> [EXERCISE DESCRIPTION]: Below is a block of records. Copy every line in it that contains the word "this".

# start of DATA ENTRIES

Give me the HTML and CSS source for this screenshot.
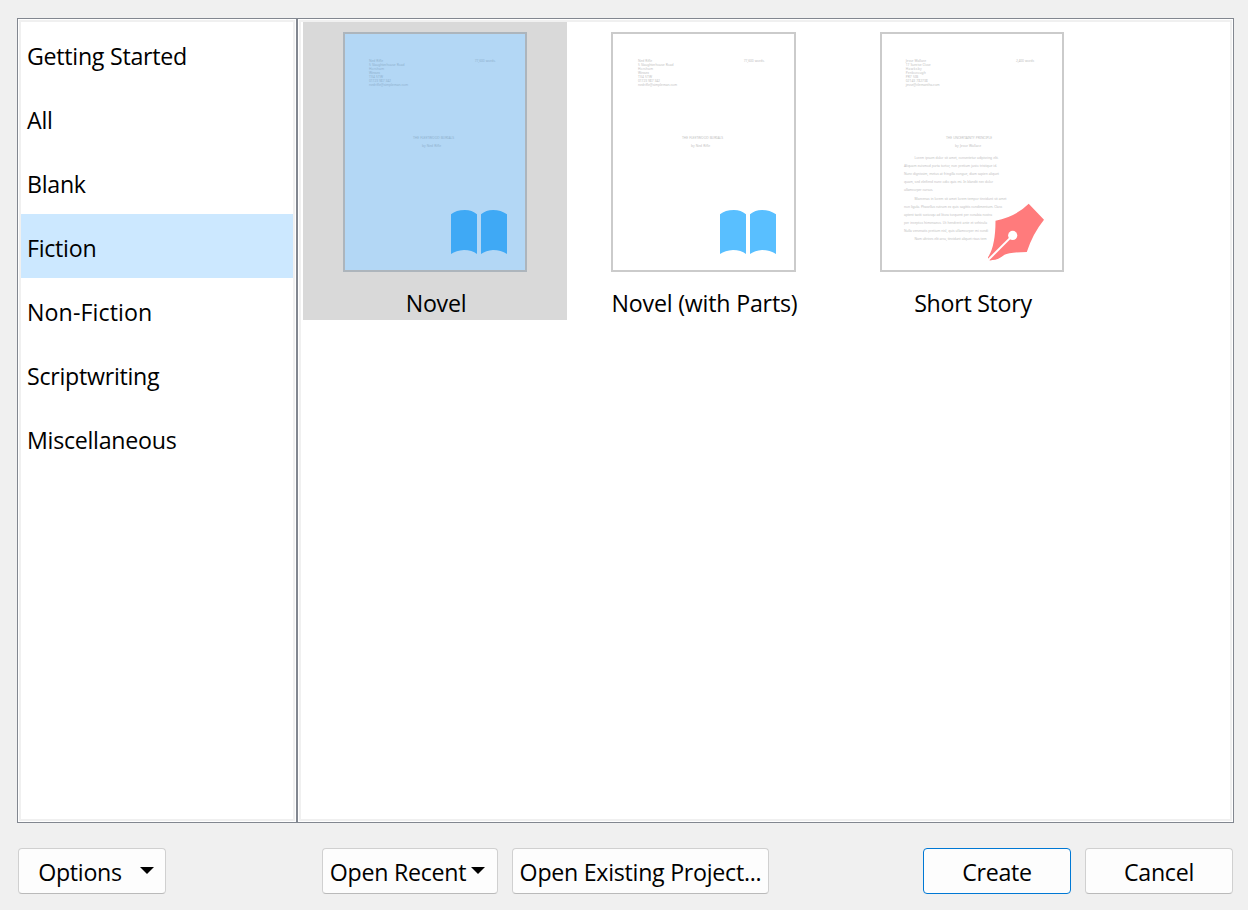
FILE: index.html
```html
<!DOCTYPE html>
<html lang="en">
<head>
<meta charset="utf-8">
<title>Project Templates</title>
<link rel="stylesheet" href="styles.css">
</head>
<body>
<main class="dialog">
  <div class="panels">
    <nav class="panel categories">
      <div class="category">Getting Started</div>
      <div class="category">All</div>
      <div class="category">Blank</div>
      <div class="category active">Fiction</div>
      <div class="category hyphenated">Non-Fiction</div>
      <div class="category">Scriptwriting</div>
      <div class="category">Miscellaneous</div>
    </nav>
    <section class="panel templates">
      <div class="tile selected">
        <svg class="thumb" width="184" height="240" viewBox="0 0 184 240">
          <rect class="page" x="1" y="1" width="182" height="238"/>
          <g class="copy">
            <text x="26" y="29.5" textLength="14">Ned Rifle</text>
            <text x="26" y="33.6" textLength="35.5">5 Slaughterhouse Road</text>
            <text x="26" y="37.6" textLength="15">Horsham</text>
            <text x="26" y="41.7" textLength="11">Wessex</text>
            <text x="26" y="45.7" textLength="14">TX4 5TW</text>
            <text x="26" y="49.8" textLength="22">01723 987 342</text>
            <text x="26" y="53.8" textLength="39">nedrifle@simpleman.com</text>
            <text x="131.7" y="29.5" textLength="21">77,600 words.</text>
            <text x="70" y="106.6" textLength="41">THE FLEETWOOD BURIALS</text>
            <text x="79" y="114.8" textLength="19">by Ned Rifle</text>
          </g>
          <path class="book" d="M108 182.3Q113 178 122 178Q129 178 134 182.3V222Q129 218 121 218Q113 218.4 108 222ZM138 182.3Q143 178 150 178Q158 178 164 182.3V222Q158 218 150 218Q143 218.4 138 222Z"/>
        </svg>
        <span class="name">Novel</span>
      </div>
      <div class="tile second">
        <svg class="thumb" width="185" height="240" viewBox="-1 0 185 240">
          <rect class="page" x="0" y="1" width="183" height="238"/>
          <g class="copy">
            <text x="26" y="29.5" textLength="14">Ned Rifle</text>
            <text x="26" y="33.6" textLength="35.5">5 Slaughterhouse Road</text>
            <text x="26" y="37.6" textLength="15">Horsham</text>
            <text x="26" y="41.7" textLength="11">Wessex</text>
            <text x="26" y="45.7" textLength="14">TX4 5TW</text>
            <text x="26" y="49.8" textLength="22">01723 987 342</text>
            <text x="26" y="53.8" textLength="39">nedrifle@simpleman.com</text>
            <text x="131.7" y="29.5" textLength="21">77,600 words.</text>
            <text x="70" y="106.6" textLength="41">THE FLEETWOOD BURIALS</text>
            <text x="79" y="114.8" textLength="19">by Ned Rifle</text>
          </g>
          <path class="book" d="M108 182.3Q113 178 122 178Q129 178 134 182.3V222Q129 218 121 218Q113 218.4 108 222ZM138 182.3Q143 178 150 178Q158 178 164 182.3V222Q158 218 150 218Q143 218.4 138 222Z"/>
        </svg>
        <span class="name parts">Novel (with Parts)</span>
      </div>
      <div class="tile">
        <svg class="thumb" width="184" height="240" viewBox="0 0 184 240">
          <rect class="page" x="1" y="1" width="182" height="238"/>
          <g class="copy">
            <text x="25.7" y="29.5" textLength="20.5">Jesse Wallace</text>
            <text x="25.7" y="33.6" textLength="25">17 Sunrise Close</text>
            <text x="25.7" y="37.6" textLength="16">Hawksby</text>
            <text x="25.7" y="41.7" textLength="20">Penborough</text>
            <text x="25.7" y="45.7" textLength="12.5">PR7 5IB</text>
            <text x="25.7" y="49.8" textLength="22">02143 782738</text>
            <text x="25.7" y="53.8" textLength="34">jesse@clemantha.com</text>
            <text x="136" y="29.5" textLength="18">2,400 words</text>
            <text x="66" y="106.6" textLength="46">THE UNCERTAINTY PRINCIPLE</text>
            <text x="75" y="114.8" textLength="26">by Jesse Wallace</text>
            <text x="34.5" y="126.8" textLength="84">Lorem ipsum dolor sit amet, consectetur adipiscing elit.</text>
            <text x="24" y="134.9" textLength="93">Aliquam euismod porta tortor, non pretium justo tristique id.</text>
            <text x="24" y="143" textLength="95">Nunc dignissim, metus at fringilla congue, diam sapien aliquet</text>
            <text x="24" y="151.2" textLength="89">quam, sed eleifend nunc odio quis mi. In blandit nec dolor</text>
            <text x="24" y="159.3" textLength="29">ullamcorper cursus.</text>
            <text x="34.5" y="167.5" textLength="92">Maecenas in lorem sit amet lorem tempor tincidunt sit amet</text>
            <text x="24" y="175.6" textLength="98">non ligula. Phasellus rutrum ex quis sagittis condimentum. Class</text>
            <text x="24" y="183.7" textLength="88">aptent taciti sociosqu ad litora torquent per conubia nostra</text>
            <text x="24" y="191.8" textLength="83">per inceptos himenaeos. Ut hendrerit ante et vehicula</text>
            <text x="24" y="199.9" textLength="84">Nulla venenatis pretium nisl, quis ullamcorper mi condi</text>
            <text x="34.5" y="208.1" textLength="72">Nam ultrices elit arcu, tincidunt aliquet risus tem</text>
          </g>
          <path class="pen" d="M148.7 171.8L164 187.7Q152.5 202 146.8 220Q129 220.3 124.5 222.8Q118 228 112.5 228Q109 229.2 108 227V225.2Q115.5 214 115.5 188.8Q136 184.5 148.7 171.8Z"/>
          <path class="slit" d="M107.4 228.7L132.7 203.4"/>
          <circle class="hole" cx="132.7" cy="203.4" r="4.6"/>
        </svg>
        <span class="name">Short Story</span>
      </div>
    </section>
  </div>
  <footer class="actions">
    <button class="button options">Options<svg class="arrow" width="14" height="7" viewBox="0 0 14 7"><path d="M0 0H14L7 7Z"/></svg></button>
    <button class="button recent">Open Recent<svg class="arrow" width="14" height="7" viewBox="0 0 14 7"><path d="M0 0H14L7 7Z"/></svg></button>
    <button class="button existing">Open Existing Project...</button>
    <button class="button create">Create</button>
    <button class="button cancel">Cancel</button>
  </footer>
</main>
</body>
</html>
```
FILE: styles.css
```css
* { box-sizing: border-box; }

body {
  margin: 0;
  background: #f0f0f0;
  color: #000;
  font-family: "Open Sans", "Noto Sans", sans-serif;
  font-size: 23.2px;
  letter-spacing: -0.27px;
}

.dialog {
  width: 1248px;
  height: 910px;
  padding: 18px 14px 16px 17px;
  display: flex;
  flex-direction: column;
  justify-content: space-between;
}

.panels {
  display: flex;
  height: 805px;
}

.panel {
  border: 1px solid #828790;
  background: #fff;
  padding: 3px;
  box-shadow: inset 0 0 0 1px #fff, inset 0 0 0 3px #f0f0f0;
}

.categories { width: 280px; }

.category {
  height: 64px;
  padding-left: 6px;
  line-height: 68px;
  white-space: nowrap;
}

.category.active { background: #cce8ff; }
.category.hyphenated { letter-spacing: 0.1px; }

.templates {
  width: 937px;
  padding-left: 5px;
  display: flex;
  align-items: flex-start;
  gap: 4px;
}

.tile {
  width: 264px;
  height: 298px;
  padding-top: 10px;
  display: flex;
  flex-direction: column;
  align-items: center;
}

.tile.selected { background: #d9d9d9; }
.tile.second { width: 265px; }

.thumb { display: block; }

.name {
  line-height: 30px;
  margin-top: 16px;
  padding-left: 2px;
  white-space: nowrap;
}

.name.parts { letter-spacing: -0.2px; }

.page {
  fill: #fff;
  stroke: #cbcbcb;
  stroke-width: 2;
}

.copy {
  fill: #c2c2c2;
  font-family: "Noto Sans", sans-serif;
  font-size: 3.3px;
  letter-spacing: 0;
  word-spacing: 0.3px;
}

.book { fill: #59bfff; }
.selected .page { fill: #b3d7f5; stroke: #adb5bc; }
.selected .copy { fill: #8fb1ce; }
.selected .book { fill: #3fa9f5; }

.pen { fill: #ff7b7c; }
.slit { stroke: #fff; stroke-width: 2; }
.hole { fill: #fff; }

.actions {
  display: flex;
  height: 46px;
  padding-left: 1px;
}

.button {
  display: flex;
  align-items: center;
  justify-content: center;
  height: 46px;
  padding: 2px 0 0;
  background: #fdfdfd;
  border: 1px solid #d0d0d0;
  border-bottom-color: #bababa;
  border-radius: 4px;
  font: inherit;
  letter-spacing: inherit;
  color: inherit;
  white-space: nowrap;
}

.arrow {
  margin-top: -3px;
  fill: #000;
}

.options { width: 148px; gap: 18px; padding-left: 8px; }
.recent { width: 176px; gap: 5px; margin-left: 156px; padding-right: 5px; }
.existing { width: 257px; margin-left: 14px; }
.create { width: 148px; margin-left: auto; border-color: #0078d4; }
.cancel { width: 148px; margin-left: 14px; margin-right: 1px; }
```
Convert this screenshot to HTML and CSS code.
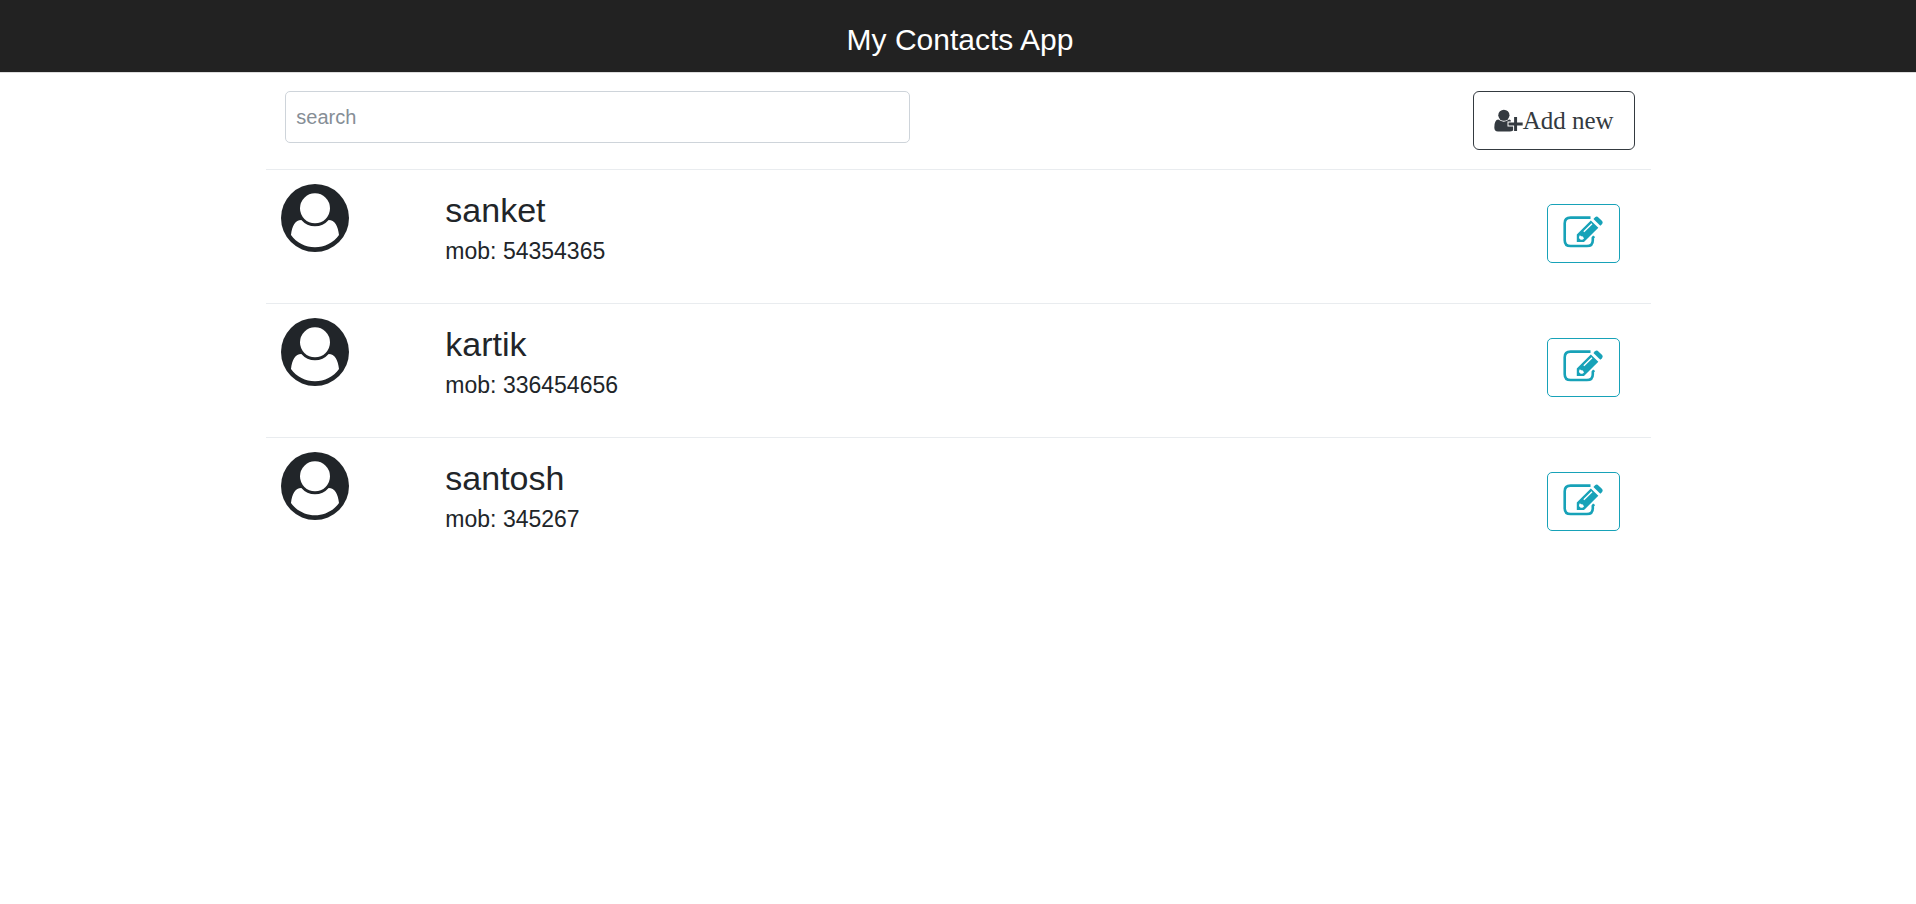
FILE: index.html
```html
<!DOCTYPE html>
<html lang="en">
<head>
<meta charset="utf-8">
<meta name="viewport" content="width=device-width, initial-scale=1">
<title>My Contacts App</title>
<link rel="stylesheet" href="styles.css">
</head>
<body>
<svg class="sprite" aria-hidden="true">
  <symbol id="avatar" viewBox="0 0 204 204">
    <circle cx="102" cy="102" r="102" fill="currentColor"/>
    <circle cx="102" cy="73" r="45" fill="#fff"/>
    <path d="M30 153C33 125 43 108 61 108A54 54 0 0 0 143 108C161 108 171 125 174 153C158 176 130 190 102 190C74 190 46 176 30 153Z" fill="#fff"/>
  </symbol>
  <symbol id="edit" viewBox="130 75 122 98">
    <path d="M214 80H153Q135 80 135 97V149Q135 167 153 167H203Q221 167 221 149V142L225 137" fill="none" stroke="currentColor" stroke-width="8"/>
    <path fill="currentColor" fill-rule="evenodd" d="M215 89L238 111L194 155H172V132ZM217 97L192 122L195 125L220 100ZM181 134L179 139V143L184 148H189L194 145L191 138L186 137Z"/>
    <path fill="currentColor" d="M223 84L228 79Q233 74 239 80L248 89Q254 95 249 100L244 105Z"/>
  </symbol>
</svg>
<header class="topbar"><h1 class="topbar-title">My Contacts App</h1></header>
<main class="container">
  <div class="toolbar">
    <input class="search" type="search" placeholder="search" aria-label="Search contacts">
    <button class="btn btn-add" type="button">
      <svg class="icon-add" viewBox="162 117 88 68" aria-hidden="true">
        <circle cx="192" cy="135" r="17" fill="currentColor"/>
        <path d="M175 148Q192 161 208 148Q211 148 213 151V154H203V169H220V181Q215 184 210 184H174Q163 184 163 172Q163 149 175 148Z" fill="currentColor"/>
        <path d="M223 140H232V157H249V166H232V183H223V166H206V157H223Z" fill="currentColor"/>
      </svg>Add new</button>
  </div>
  <ul class="contacts">
    <li class="contact">
      <svg class="avatar" aria-hidden="true"><use href="#avatar"/></svg>
      <div class="details"><h2 class="name">sanket</h2><p class="phone">mob: 54354365</p></div>
      <button class="btn btn-edit" type="button" aria-label="Edit sanket"><svg class="icon-edit" aria-hidden="true"><use href="#edit"/></svg></button>
    </li>
    <li class="contact">
      <svg class="avatar" aria-hidden="true"><use href="#avatar"/></svg>
      <div class="details"><h2 class="name">kartik</h2><p class="phone">mob: 336454656</p></div>
      <button class="btn btn-edit" type="button" aria-label="Edit kartik"><svg class="icon-edit" aria-hidden="true"><use href="#edit"/></svg></button>
    </li>
    <li class="contact">
      <svg class="avatar" aria-hidden="true"><use href="#avatar"/></svg>
      <div class="details"><h2 class="name">santosh</h2><p class="phone">mob: 345267</p></div>
      <button class="btn btn-edit" type="button" aria-label="Edit santosh"><svg class="icon-edit" aria-hidden="true"><use href="#edit"/></svg></button>
    </li>
  </ul>
</main>
</body>
</html>
```
FILE: styles.css
```css
* { box-sizing: border-box; }

body {
  margin: 0;
  background: #fff;
  color: #212529;
  font-family: "Liberation Sans", Arial, sans-serif;
}

.sprite { display: none; }

.topbar {
  padding: 20px 16px 12px 20px;
  background: #222;
  border-bottom: 1px solid #ddd;
  color: #fff;
  text-align: center;
}

.topbar-title {
  margin: 0;
  font-size: 30px;
  line-height: 40px;
  font-weight: 400;
}

.container {
  width: 72.3%;
  margin: 0 auto;
  padding-left: 1px;
}

.toolbar {
  display: flex;
  justify-content: space-between;
  align-items: flex-start;
  padding: 18px 16px 19px 19px;
}

.search {
  width: 46.3%;
  height: 52px;
  padding: 0 10px;
  border: 1px solid #ced4da;
  border-radius: 5px;
  background: #fff;
  color: #495057;
  font: 20px "Liberation Sans", Arial, sans-serif;
  appearance: none;
}

.search::placeholder { color: #868e96; opacity: 1; }

.btn {
  display: flex;
  align-items: center;
  justify-content: center;
  height: 59px;
  border: 1px solid currentColor;
  background: #fff;
  cursor: pointer;
}

.btn-add {
  padding: 0 20px;
  border-radius: 6px;
  color: #343a40;
  font: 25px "Liberation Serif", "Times New Roman", serif;
}

.icon-add { width: 29px; height: 23px; }

.contacts {
  margin: 0;
  padding: 0;
  list-style: none;
}

.contact {
  display: flex;
  align-items: flex-start;
  min-height: 134px;
  padding: 14px 31px 0 15px;
  border-top: 1px solid #e9ecef;
}

.avatar { width: 68px; height: 68px; }

.details {
  flex: 1;
  margin-left: 96px;
  padding-top: 6px;
}

.name, .phone { margin: 0; font-weight: 400; }
.name { font-size: 34px; line-height: 40px; }
.phone { font-size: 23px; line-height: 42px; }

.btn-edit {
  width: 73px;
  margin-top: 20px;
  padding: 0 0 4px;
  border-radius: 5px;
  color: #17a2b8;
}

.icon-edit { width: 40px; height: 32px; }
```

# end of DATA ENTRIES

> [THE SOLUTION]:
Give me the HTML and CSS source for this screenshot.
Convert this screenshot to HTML and CSS code.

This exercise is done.